Las Olimpiadas de Munich pasaron a la historia por el atentado terrorista palestino y las siete medallas de oro que obtuvo, en las pruebas de crol y mariposa, el discípulo de las playas de Hawai. El “héroe del pueblo judío” tuvo que ser rápidamente evacuado del hotel en el que se encontraba alojado para evitar males mayores. Con sus nueve medallas de oro, la de plata y la de bronce, Spitz se colocaba en el tercer puesto de los máximos triunfadores de la historia de los Juegos Olímpicos, por detrás de la gimnasta rusa Larissa Latynina y el corredor finlandés Paavo Nurmi. El nadador estadounidense fue un atleta de laboratorio, obra de Doc Counsilman, el entrenador de la Universidad de Indiana. Un deportista perfecto.

Por eso Thorpe nadaba contra la historia. Sus seis medallas de oro (¡Uy!) no sirvieron para batir el registro del tiburón, la auténtica obsesión del “flipper” australiano.
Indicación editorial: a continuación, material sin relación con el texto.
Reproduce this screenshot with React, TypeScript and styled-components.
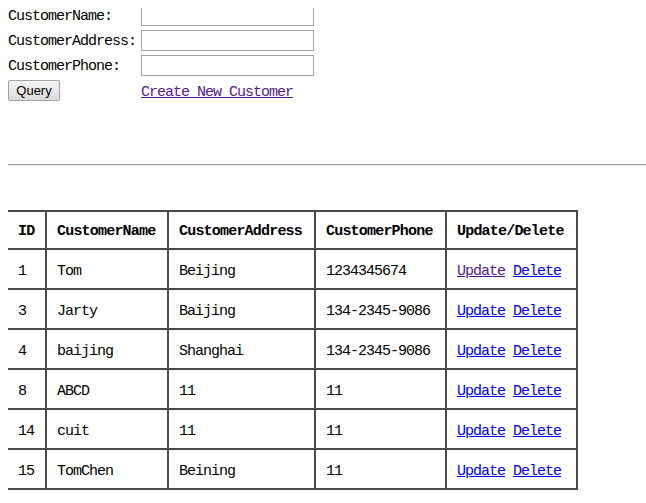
import styled, { createGlobalStyle } from "styled-components";

const GlobalStyle = createGlobalStyle`
  body {
    margin: 8px 0 8px 8px;
    background: #fff;
    color: #000;
    font-family: "Liberation Mono", "DejaVu Sans Mono", monospace;
    font-size: 15px;
    letter-spacing: -1px;
  }
`;

// <styled>
const SearchForm = styled.form`
  display: grid;
  grid-template-columns: 133px 173px;
  grid-auto-rows: 25px;
  align-items: center;
  margin-top: -5px;
`;

const Label = styled.label`
  line-height: 21px;
  padding-top: 2px;
`;

const TextInput = styled.input`
  box-sizing: border-box;
  width: 173px;
  height: 21px;
  margin: 0;
  border: 1px solid #a5a5a5;
  background: #fff;
`;

const QueryButton = styled.button`
  justify-self: start;
  box-sizing: border-box;
  width: 52px;
  height: 21px;
  margin-top: -1px;
  padding: 0;
  border: 1px solid #a3a3a3;
  border-radius: 2px;
  background: linear-gradient(#f4f4f4, #dcdcdc);
  font-family: "Liberation Sans", Arial, sans-serif;
  font-size: 13px;
  letter-spacing: 0;
  color: #000;
`;

const Anchor = styled.a<{ $visited?: boolean }>`
  color: ${(p) => (p.$visited ? "#551a8b" : "#0000ee")};
  text-decoration: underline;
  cursor: pointer;
`;

const CreateLink = styled(Anchor)`
  margin-top: 3px;
`;

const Divider = styled.hr`
  margin: 61px 0 0 -2px;
  border: 0;
  border-top: 1px solid #9a9a9a;
  border-bottom: 1px solid #eeeeee;
  height: 0;
`;

const Table = styled.table`
  margin: 44px 0 0 -2px;
  border-collapse: collapse;
  border: 2px solid #4a4a4a;
`;

const HeadCell = styled.th<{ $w: number }>`
  width: ${(p) => p.$w}px;
  height: 38px;
  box-sizing: border-box;
  padding: 3px 0 0 10px;
  border: 2px solid #4a4a4a;
  text-align: left;
  font-weight: bold;
  letter-spacing: -0.8px;
`;

const Cell = styled.td`
  height: 34px;
  padding: 4px 0 0 10px;
  border: 2px solid #4a4a4a;
  text-align: left;
`;

const Gap = styled.span`
  display: inline-block;
  width: 8px;
`;
// </styled>

interface Customer {
  id: number;
  name: string;
  address: string;
  phone: string;
}

const customers: Customer[] = [
  { id: 1, name: "Tom", address: "Beijing", phone: "1234345674" },
  { id: 3, name: "Jarty", address: "Baijing", phone: "134-2345-9086" },
  { id: 4, name: "baijing", address: "Shanghai", phone: "134-2345-9086" },
  { id: 8, name: "ABCD", address: "11", phone: "11" },
  { id: 14, name: "cuit", address: "11", phone: "11" },
  { id: 15, name: "TomChen", address: "Beining", phone: "11" },
];

const columns = [
  { title: "ID", w: 39 },
  { title: "CustomerName", w: 122 },
  { title: "CustomerAddress", w: 147 },
  { title: "CustomerPhone", w: 131 },
  { title: "Update/Delete", w: 131 },
];

function App() {
  return (
    <>
      <GlobalStyle />
      <SearchForm onSubmit={(e) => e.preventDefault()}>
        <Label>CustomerName:</Label>
        <TextInput />
        <Label>CustomerAddress:</Label>
        <TextInput />
        <Label>CustomerPhone:</Label>
        <TextInput />
        <QueryButton type="submit">Query</QueryButton>
        <CreateLink $visited>Create New Customer</CreateLink>
      </SearchForm>
      <Divider />
      <Table>
        <thead>
          <tr>
            {columns.map((c) => (
              <HeadCell key={c.title} $w={c.w}>
                {c.title}
              </HeadCell>
            ))}
          </tr>
        </thead>
        <tbody>
          {customers.map((c, i) => (
            <tr key={c.id}>
              <Cell>{c.id}</Cell>
              <Cell>{c.name}</Cell>
              <Cell>{c.address}</Cell>
              <Cell>{c.phone}</Cell>
              <Cell>
                <Anchor $visited={i === 0}>Update</Anchor>
                <Gap />
                <Anchor>Delete</Anchor>
              </Cell>
            </tr>
          ))}
        </tbody>
      </Table>
    </>
  );
}

export default App;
Veo la fotografía de Spitz y está radiante con sus siete medallas de oro. Observo la instantánea de Thorpe con los brazos en alto, acaba de ganar otra carrera pero no muestra ningún entusiasmo. En Fukuoka, Ian pensaba en aquellos Juegos de Munich que, treinta años después, le siguen complicando la existencia.